Prediction Tasks | Index event | Inclusion criteria | Outcome event | Observation window | Hold-off window | Prediction window |
---|---|---|---|---|---|---|
t2dm hf | Type 2 Diabetes Mellitus condition occurrence or medication exposure | No pre-existing diabetes, type 1 diabetes, diabetes insipidus, gestational diabetes, secondary diabetes, neonatal diabetes | Heart Failure | unbounded | 0 | unbounded |
hf readmit | Heart Failure condition occurrence | At least one HF treatment, lab test or medication exposure | Readmission | 360 days | 0 | 30 days |
discharge home death | Discharge to home | Following an in-patient visit | Death | 360 days | 0 | 360 days |
hospitalization | EHR start | Number of visits between 2 and 30 | In-patient visit | 540 days | 180 days | 720 days |
Here is an example of how to generate the t2dm hf task.

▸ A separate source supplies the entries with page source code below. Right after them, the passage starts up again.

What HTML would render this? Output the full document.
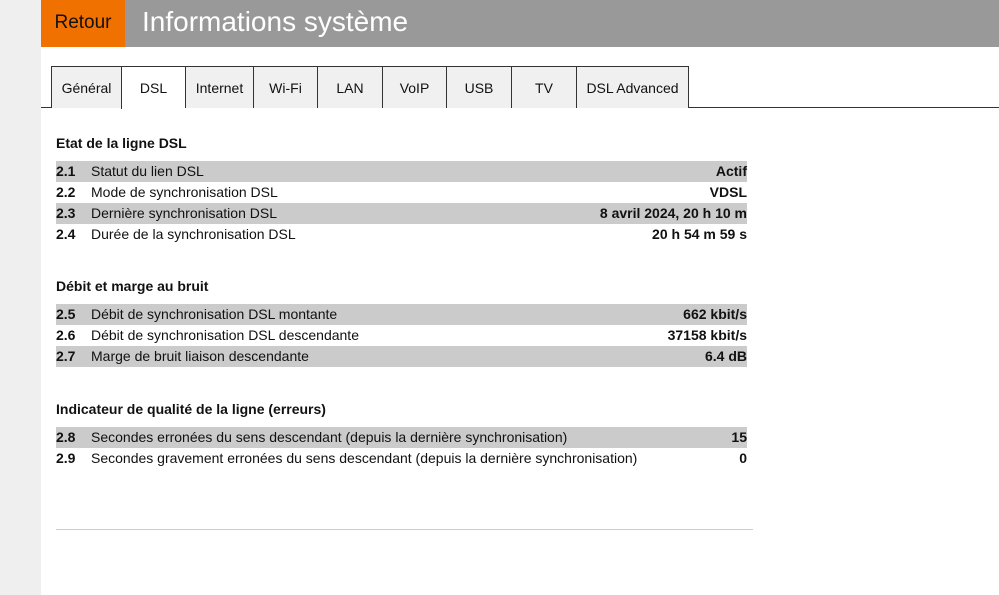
<!DOCTYPE html>
<html><head><meta charset="utf-8"><style>
*{margin:0;padding:0;box-sizing:border-box}
body{width:999px;height:595px;background:#fff;font-family:"Liberation Sans",Arial,sans-serif;position:relative;overflow:hidden;color:#111}
#side{position:absolute;left:0;top:0;width:41px;height:595px;background:#efefef}
#hdr{position:absolute;left:41px;top:0;width:958px;height:47px;background:#999}
#ret{position:absolute;left:0;top:0;width:84px;height:47px;background:#f07000;color:#111;font-size:19px;line-height:46px;text-align:center}
#ttl{position:absolute;left:101px;top:0;color:#fff;font-size:28px;line-height:44px}
.tab{position:absolute;top:66px;height:42px;background:#f0f0f0;border:1px solid #333;border-bottom:none;border-right:none;font-size:14px;text-align:center;line-height:42px}
.tab.act{background:#fff;height:43px}
#tl1{position:absolute;left:41px;top:107px;width:11px;height:1px;background:#333}
#tl2{position:absolute;left:688px;top:107px;width:311px;height:1px;background:#333}
h3{position:absolute;left:56px;font-size:14px;font-weight:bold}
.row{position:absolute;left:56px;width:691px;height:21px;font-size:14px;line-height:21px}
.g{background:#cbcbcb}
.row b{position:absolute;left:0}
.row span{position:absolute;left:35px}
.row i{position:absolute;right:0;font-style:normal;font-weight:bold}
#hr{position:absolute;left:56px;top:529px;width:697px;height:1px;background:#ccc}
</style></head><body>
<div id="side"></div>
<div id="hdr"><div id="ret">Retour</div><div id="ttl">Informations système</div></div>
<div class="tab" style="left:51px;width:70px">Général</div>
<div class="tab act" style="left:121px;width:64px">DSL</div>
<div class="tab" style="left:185px;width:68px">Internet</div>
<div class="tab" style="left:253px;width:64px">Wi-Fi</div>
<div class="tab" style="left:317px;width:65px">LAN</div>
<div class="tab" style="left:382px;width:64px">VoIP</div>
<div class="tab" style="left:446px;width:65px">USB</div>
<div class="tab" style="left:511px;width:65px">TV</div>
<div class="tab" style="left:576px;width:113px;border-right:1px solid #333">DSL Advanced</div>
<div id="tl1"></div><div id="tl2"></div>
<h3 style="top:135px">Etat de la ligne DSL</h3>
<div class="row g" style="top:161px"><b>2.1</b><span>Statut du lien DSL</span><i>Actif</i></div>
<div class="row" style="top:182px"><b>2.2</b><span>Mode de synchronisation DSL</span><i>VDSL</i></div>
<div class="row g" style="top:203px"><b>2.3</b><span>Dernière synchronisation DSL</span><i>8 avril 2024, 20 h 10 m</i></div>
<div class="row" style="top:224px"><b>2.4</b><span>Durée de la synchronisation DSL</span><i>20 h 54 m 59 s</i></div>
<h3 style="top:278px">Débit et marge au bruit</h3>
<div class="row g" style="top:304px"><b>2.5</b><span>Débit de synchronisation DSL montante</span><i>662 kbit/s</i></div>
<div class="row" style="top:325px"><b>2.6</b><span>Débit de synchronisation DSL descendante</span><i>37158 kbit/s</i></div>
<div class="row g" style="top:346px"><b>2.7</b><span>Marge de bruit liaison descendante</span><i>6.4 dB</i></div>
<h3 style="top:401px">Indicateur de qualité de la ligne (erreurs)</h3>
<div class="row g" style="top:427px"><b>2.8</b><span>Secondes erronées du sens descendant (depuis la dernière synchronisation)</span><i>15</i></div>
<div class="row" style="top:448px"><b>2.9</b><span>Secondes gravement erronées du sens descendant (depuis la dernière synchronisation)</span><i>0</i></div>
<div id="hr"></div>
</body></html>
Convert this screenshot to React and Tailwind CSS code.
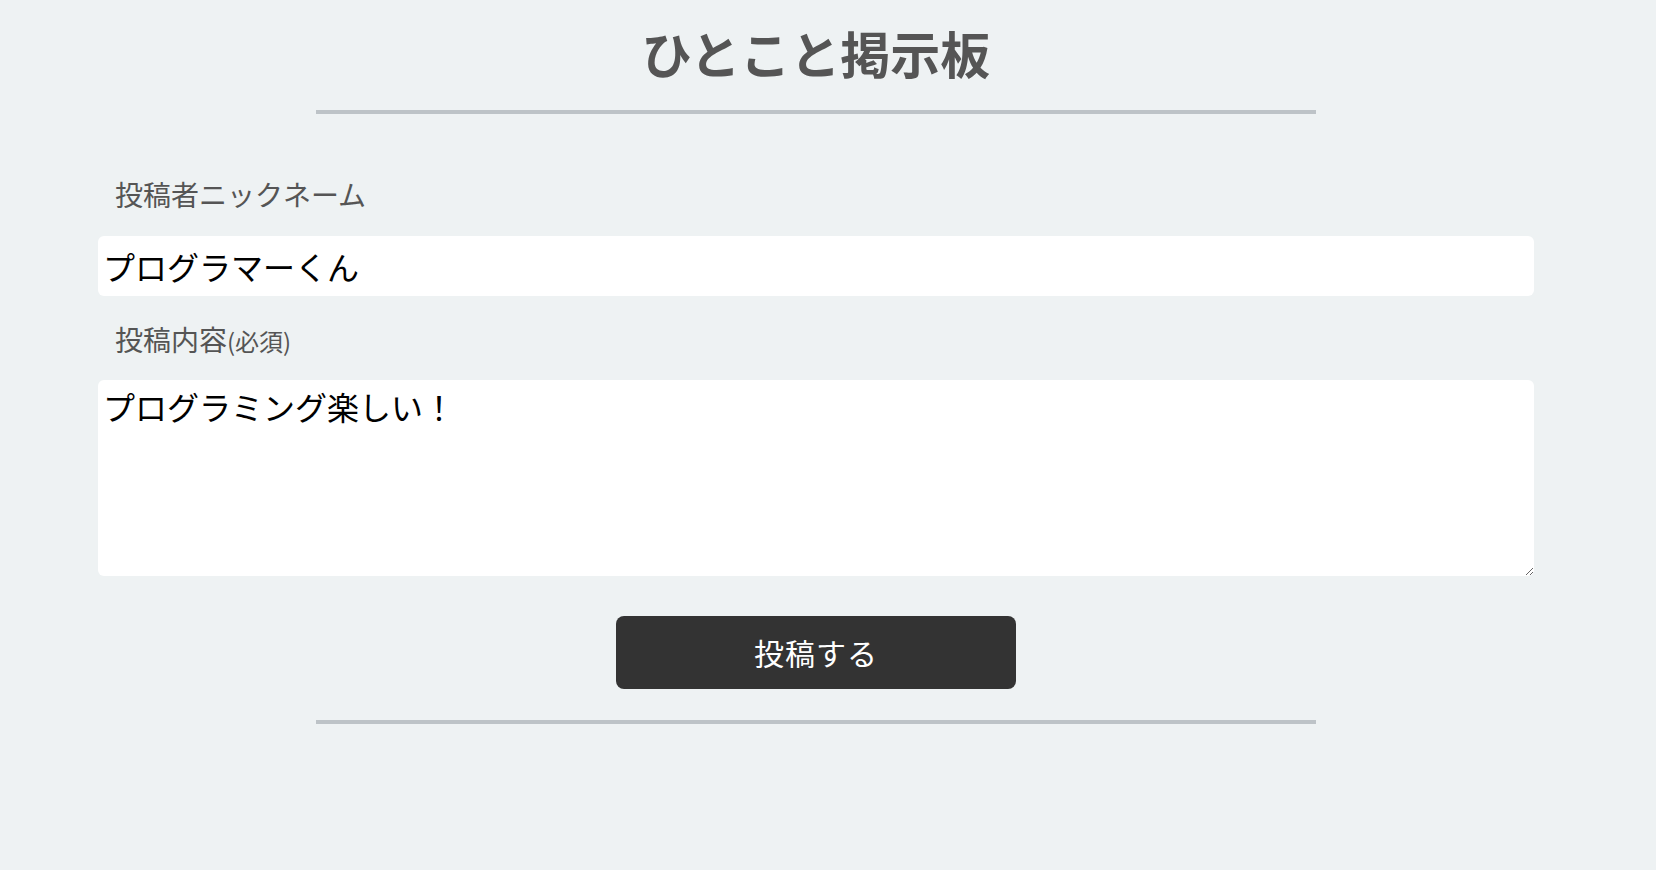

- -ps: prediction window start on day 30 after the index date
- --is_first_time_outcome: the first time outcome
- --is_prediction_window_unbounded: the prediction window is unbounded so long as the outcome occurs after index_date + 30 days, then it’s flagged as a positive case
- --is_observation_window_unbounded: the observation window is unbounded and it’s defined as any time prior to the index date
- -dl 1985-01-01 indate the date lower bound
- -du 2020-12-31 indicate the date upper bound
- -l 18 age lower bound
- -u 100 age upper bound
- --is_new_patient_representation: cehr-bert patient representation
PYTHONPATH=./:$PYTHONPATH spark-submit spark_apps/prediction_cohorts/t2dm_hf_cohort.py -- -c t2dm_hf -i ~/Documents/omop_test/ -o ~/Documents/omop_test/cehr-bert -dl 1985-01-01 -du 2020-12-31 -l 18 -u 100 -ow 0 -ps 30 --is_new_patient_representation --is_first_time_outcome --is_prediction_window_unbounded --is_observation_window_unbounded
Here is an example of how to generate the hf readmission task.
- -ps: prediction window start on day 0 after the index date
- -pw: prediction window 30 days
- -dl 1985-01-01 indate the date lower bound
- -du 2020-12-31 indicate the date upper bound
- -l 18 age lower bound
- -u 100 age upper bound
- --is_new_patient_representation: cehr-bert patient representation
PYTHONPATH=./:$PYTHONPATH spark-submit spark_apps/prediction_cohorts/hf_readmission.py -c hf_readmission -i ~/Documents/omop_test/ -o ~/Documents/omop_test/cehr-bert -dl 1985-01-01 -du 2020-12-31 -l 18 -u 100 -ow 360 -ps 0 -pw 30 --is_new_patient_representation
We construct the prediction tasks using the OHDSI patient-level prediction framework. A prediction task can be phrased as the following, among a particular group of people, who will go on and experience some event. One can think of this problem as defining a target cohort that represents the initial group of people, and an outcome cohort that represents the subset of the initial group who will experience a particular event.
Both target and outcome cohorts can be defined as a group of people who satisfy certain inclusion criteria for a certain period. Typically, a cohort definition includes a cohort entry event and a set of inclusion criteria. The cohort entry event marks the index date, at which the patients enter the cohort, and the inclusion criteria add more constraints to the cohort if applicable, such as the requirements of certain diagnoses, medications, procedures, or temporal relationships.
We extract features from the observation window and exclude all the features from the hold-off window (if specified). In addition, a prediction window needs to be provided for generating the ground truth labels, if the outcome index date falls between the index date of the target cohort and the prediction window, we will declare the case to be positive, and otherwise negative.